Stress-based fatigue behavior of Ti–6Al–4V alloy with a discontinuous lamellar microstructure fabricated by thermomechanical powder consolidation

Abstract

A powder metallurgy (PM) Ti–6Al–4V alloy with a novel discontinuous lamellar microstructure and a high relative density was fabricated by thermomechanical powder consolidation (TMC) of TiH2–Al60V40 powder and subsequent heat treatment. It was found that the PM Ti–6Al–4V alloy exhibited a high fatigue performance relative to that of the Ti–6Al–4V alloy fabricated using the traditional powder metallurgy process of pressing and sintering. The fatigue cracks initiated at grain boundary α phase along the near-basal planes instead of pores due to their small sizes.

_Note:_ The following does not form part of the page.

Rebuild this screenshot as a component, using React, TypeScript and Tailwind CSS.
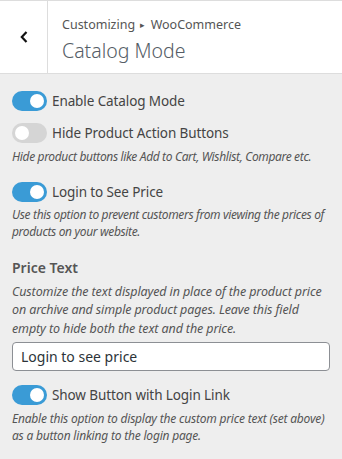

The TMC defects enlarged and induced secondary cracks under low-stress cyclic loading, leading to stress redistribution at the crack tip. The discontinuous lamellar microstructure caused an increase of fatigue crack deflection frequency and easier crack closure relative to the fully-lamellar microstructure, owing to the increase of the number density of the α/β interfaces and the random distribution of the crystallographic orientations of the fine domains of α/β lamellar structure. The high plasticity of the crack tip makes the crack blunt due to the strain mismatch between the α and β phases of the discontinuous lamellar microstructure. Consequently, the factors associated with microstructures and defects for limiting the fatigue performance of powder metallurgy titanium alloys were identified, and a meaningful route to enhance the fatigue properties was proposed for fabrication of low cost and high performance PM titanium alloys.